Squirrels may have given medieval Britons leprosy

Humans may have caught leprosy from squirrels in medieval times, researchers say.

They studied human and red squirrel bones from archaeological sites in Winchester, southern England, and found they had closely related strains of the bacteria that causes it.

Leprosy is a chronic disease infectious between humans that attacks the skin, nerves and mucous membranes.

Armadillos carry it and are suspected of passing it on to humans. Some modern red squirrels in the UK also have it, but there have been no reported cases of transmission to humans.

It’s the first time a medieval animal has been identified as a host for the disease.

"The finding of leprosy in modern squirrels was surprising and then it's incredible that we found it in the medieval period," said study co-author Dr Sarah Inskip of the University of Leicester.

"It really goes against the narrative that it was a human disease specifically," she said.

It's not clear whether squirrels in medieval times gave humans leprosy or the other way around.

But the shared strain suggests it was circulating between people and animals in the Middle Ages in a way that hadn’t been detected before, the researchers say.

Back then, squirrel fur was used as a fine lining for clothes and some people also had pet squirrels. They were particularly popular with women.

A depiction of a medieval woman playing with a red squirrel wearing a belled collar
A woman plays with a pet squirrel wearing a belled collar in the Luttrell Psalter, a book created in Lincolnshire, England, in the early 14th century [British Library Board]

The researchers studied 25 human and 12 squirrel samples.

The human remains came from a Winchester leprosarium (hospital for people with leprosy) and the squirrel remains from a nearby pit used by furriers.

Previous studies found that modern red squirrels from Scotland and Brownsea Island off the coast of southern England carry leprosy.

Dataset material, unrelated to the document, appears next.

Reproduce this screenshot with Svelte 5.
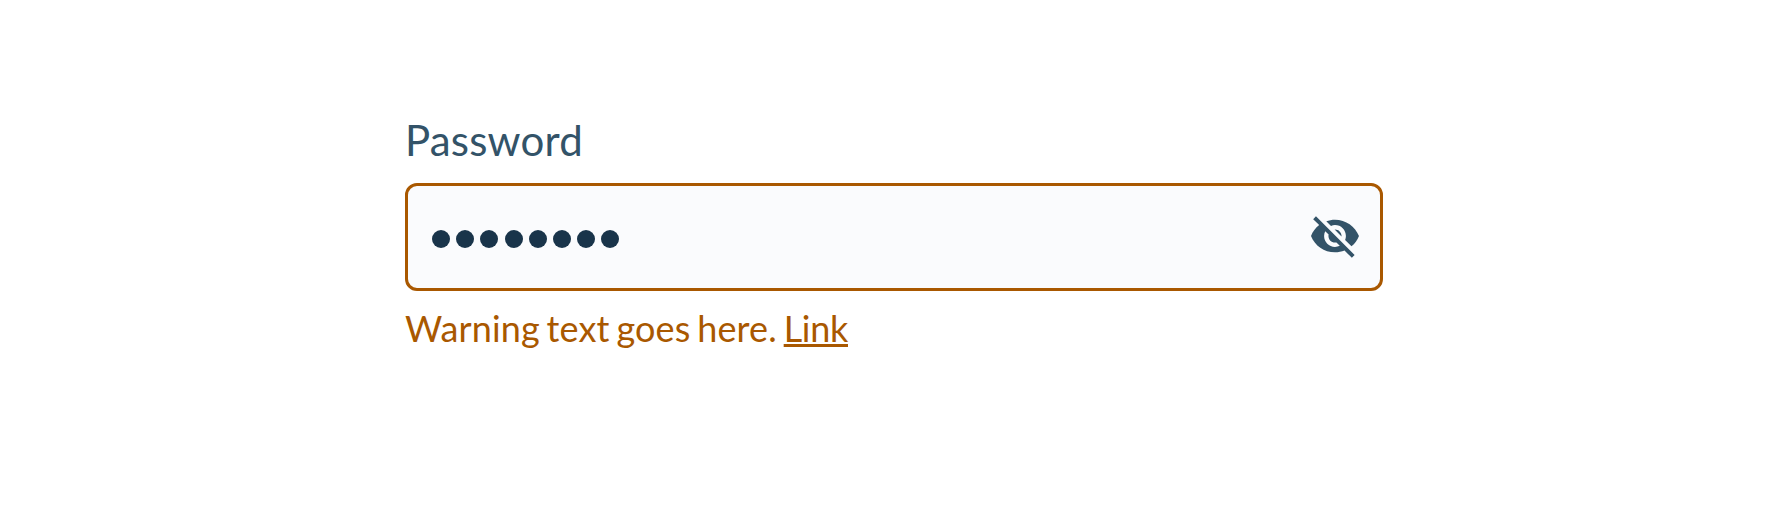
<script>
  let value = $state('12345678');
</script>

<main>
  <div class="field">
    <div class="label">Password</div>
    <div class="control">
      <div class="dots">
        {#each value as _}<span class="dot"></span>{/each}
      </div>
      <svg class="eye" viewBox="1 2.83 22 19.25" aria-hidden="true">
        <path d="M12 7c2.76 0 5 2.24 5 5 0 .65-.13 1.26-.36 1.83l2.92 2.92c1.51-1.26 2.7-2.89 3.43-4.75-1.73-4.39-6-7.5-11-7.5-1.4 0-2.74.25-3.98.7l2.16 2.16C10.74 7.13 11.35 7 12 7zM2 4.27l2.28 2.28.46.46C3.08 8.3 1.78 10.02 1 12c1.73 4.39 6 7.5 11 7.5 1.55 0 3.03-.3 4.38-.84l.42.42L19.73 22 21 20.73 3.27 3 2 4.27zM7.53 9.8l1.55 1.55c-.05.21-.08.43-.08.65 0 1.66 1.34 3 3 3 .22 0 .44-.03.65-.08l1.55 1.55c-.67.33-1.41.53-2.2.53-2.76 0-5-2.24-5-5 0-.79.2-1.53.53-2.2zm4.31-.78l3.15 3.15.02-.16c0-1.66-1.34-3-3-3l-.17.01z" />
      </svg>
    </div>
    <p class="warning">Warning text goes here. <a href="#link">Link</a></p>
  </div>
</main>

<style>
  :global(body) { margin: 0; background: #fff; }
  main { box-sizing: border-box; height: 516px; padding: 115px 405px 0; font-family: Lato, sans-serif; }
  .label { font-size: 42px; line-height: 50px; margin-bottom: 18px; color: #335368; letter-spacing: 0.2px; }
  .control { box-sizing: border-box; height: 108px; border: 3px solid #a95800; border-radius: 12px; background: #fafbfd; display: flex; align-items: center; justify-content: space-between; padding: 0 21px 0 24px; }
  .dots { display: flex; gap: 6.2px; padding-top: 3px; }
  .dot { width: 18px; height: 18px; border-radius: 50%; background: #19344a; }
  .eye { width: 48px; height: 42px; overflow: visible; fill: #335368; }
  .warning { margin: 15px 0 0; font-size: 36px; line-height: 44px; color: #a95800; letter-spacing: 0.15px; word-spacing: -2.6px; }
  a { color: inherit; letter-spacing: -0.3px; text-decoration-thickness: 3px; text-underline-offset: 2px; text-decoration-skip-ink: none; }
</style>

Public health England says the probability of humans catching it from squirrels is very low and there has never been a reported transmission.

Leprosy is one of the oldest recorded diseases in human history and is still present in Asia, Africa, and South America.

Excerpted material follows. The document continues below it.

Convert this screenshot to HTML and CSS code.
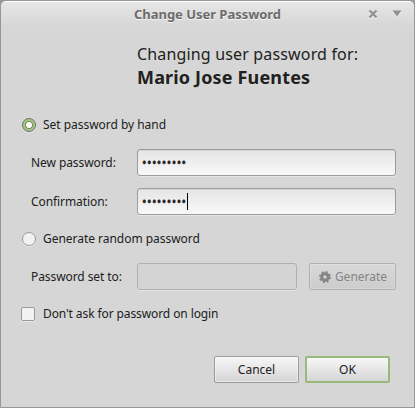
FILE: index.html
```
<!DOCTYPE html>
<html lang="en">
  <head>
    <meta charset="UTF-8" />
    <meta name="viewport" content="width=device-width, initial-scale=1.0" />
    <title>Change User Password</title>
    <link rel="stylesheet" href="styles.css">
  </head>
  <body>
    <div class="window">
      <!-- title bar -->
      <div class="titlebar">
        <div class="title">Change User Password</div>
        <div class="controls">
          <svg width="10" height="10" viewBox="0 0 10 10">
            <path d="M1.5 2.5l7 7M8.5 2.5l-7 7" stroke="#f4f4f4" stroke-width="2.4" />
            <path d="M1.5 1.5l7 7M8.5 1.5l-7 7" stroke="#929292" stroke-width="2.4" />
          </svg>
          <svg width="10" height="10" viewBox="0 0 10 10">
            <path d="M0.5 2.5h9L5 8.5z" fill="#f4f4f4" />
            <path d="M0.5 1.5h9L5 7.5z" fill="#929292" />
          </svg>
        </div>
      </div>

      <div class="heading">
        <div>Changing user password for:</div>
        <div class="user-name">Mario Jose Fuentes</div>
      </div>

      <!-- form -->
      <div class="form">
        <label class="option"><span class="radio checked"></span><span class="text">Set password by hand</span></label>
        <div class="row">
          <span class="label">New password:</span>
          <div class="field"><span class="dots">•••••••••</span></div>
        </div>
        <div class="row">
          <span class="label">Confirmation:</span>
          <div class="field"><span class="dots">•••••••••</span><span class="caret"></span></div>
        </div>
        <label class="option"><span class="radio"></span><span class="text">Generate random password</span></label>
        <div class="row">
          <span class="label">Password set to:</span>
          <div class="field disabled"></div>
          <button class="generate" disabled>
            <svg width="12" height="12" viewBox="0 0 12 12">
              <circle cx="6" cy="6" r="3.3" fill="none" stroke="#858585" stroke-width="3" />
              <circle cx="6" cy="6" r="5.2" fill="none" stroke="#858585" stroke-width="1.6" stroke-dasharray="2.05 2.034" />
            </svg>
            Generate
          </button>
        </div>
        <label class="option"><span class="checkbox"></span><span class="text tight">Don't ask for password on login</span></label>
      </div>

      <div class="buttons">
        <button>Cancel</button>
        <button class="default">OK</button>
      </div>
    </div>
  </body>
</html>
```

FILE: styles.css
```
* {
  box-sizing: border-box;
}

body {
  margin: 0;
  background: #999;
  font-family: "Noto Sans", sans-serif;
  font-size: 12px;
  color: #212121;
}

.window {
  width: 415px;
  height: 408px;
  border: 1px solid #979797;
  border-radius: 6px 6px 0 0;
  background: #d6d6d6;
  overflow: hidden;
}

.titlebar {
  display: grid;
  grid-template-columns: 1fr auto;
  align-items: center;
  height: 26px;
  padding: 0 12px 2px 133px;
  border-top: 1px solid #fff;
  border-radius: 5px 5px 0 0;
  background: linear-gradient(#e6e6e6, #d6d6d6);
}

.title {
  font-size: 13px;
  line-height: 18px;
  font-weight: bold;
  letter-spacing: -0.03px;
  color: #6c6c6c;
  text-shadow: 0 1px #f4f4f4;
  white-space: nowrap;
}

.controls {
  display: flex;
  gap: 14px;
}

.heading {
  height: 86px;
  padding: 16px 0 0 136px;
  font-size: 16px;
  line-height: 23px;
  letter-spacing: 0.16px;
}

.user-name {
  font-size: 18px;
  font-weight: bold;
}

.form {
  display: flex;
  flex-direction: column;
  gap: 12px;
  padding: 0 18px 0 20px;
}

.option {
  display: flex;
  align-items: center;
  height: 24px;
}

.text {
  padding-bottom: 2px;
  letter-spacing: -0.03px;
}

.text.tight {
  letter-spacing: -0.1px;
}

.radio,
.checkbox {
  width: 14px;
  height: 14px;
  margin-right: 8px;
  border: 1px solid #999;
  background: #f2f2f2;
  box-shadow: 0 1px #e6e6e6;
}

.radio {
  margin: 0 7px 0 1px;
  border-radius: 50%;
}

.radio.checked {
  border-color: #6f6f6f;
  background: radial-gradient(circle, #fff 0 2.7px, #799461 3.2px 3.8px, #a5c784 4.4px);
}

.checkbox {
  border-radius: 2px;
}

.row {
  display: flex;
  align-items: center;
  height: 27px;
  padding-left: 10px;
}

.label {
  width: 106px;
  letter-spacing: -0.08px;
}

.field {
  display: flex;
  align-items: center;
  flex: 1;
  height: 27px;
  padding-left: 4px;
  border: 1px solid #9b9b9b;
  border-radius: 3px;
  background: linear-gradient(#e5e5e5, #f8f8f8);
  box-shadow: 0 1px #e6e6e6, inset 0 1px #d4d4d4;
}

.field.disabled {
  flex: 0 0 160px;
  border-color: #b0b0b0;
  background: #d4d4d4;
  box-shadow: 0 1px #e3e3e3;
}

.dots {
  letter-spacing: 0.44px;
  -webkit-text-stroke: 0.4px #212121;
}

.caret {
  width: 1px;
  height: 17px;
  background: #000;
}

button {
  display: flex;
  align-items: center;
  justify-content: center;
  width: 85px;
  height: 27px;
  padding: 0;
  border: 1px solid #9b9b9b;
  border-radius: 2px;
  background: linear-gradient(#f7f7f7, #d5d5d5);
  box-shadow: inset 0 0 0 1px rgba(255, 255, 255, 0.4);
  font: inherit;
  color: #212121;
}

button.default {
  border: 2px solid #9ab87c;
  box-shadow: none;
}

button.generate {
  gap: 4px;
  width: 87px;
  margin-left: 12px;
  padding-left: 1px;
  border-color: #b0b0b0;
  background: linear-gradient(#d9d9d9, #cccccc);
  box-shadow: inset 0 0 0 1px rgba(255, 255, 255, 0.2);
  color: #858585;
}

.buttons {
  display: flex;
  justify-content: flex-end;
  gap: 6px;
  padding: 30px 24px 0 0;
}
```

There are more than 200,000 new cases reported every year.

It's not known exactly how it spreads between people but prolonged, close contact with someone untreated, over many months, is needed to catch the disease.

“The history of leprosy is far more complex than previously thought,” said senior author of the study, Prof Verena Schünemann of the University of Basel in Switzerland.

“There has been no consideration of the role that animals might have played in the transmission and spread of the disease in the past, and as such, our understanding of leprosy’s history is incomplete until these hosts are considered."

Dr Stephen Walker, Associate Professor at London School of Hygiene and Tropical Medicine said: "There's no doubt that in certain circumstances animals do appear to play a role, but the size of that role in global terms of leprosy hasn't been delineated and I would agree, does need more work.

"I think it highlights that we still have a lot of work to do to understand the transmission of this ancient disease better, in our efforts to try and reduce the impact globally."

The study is published in the journal, Current Biology.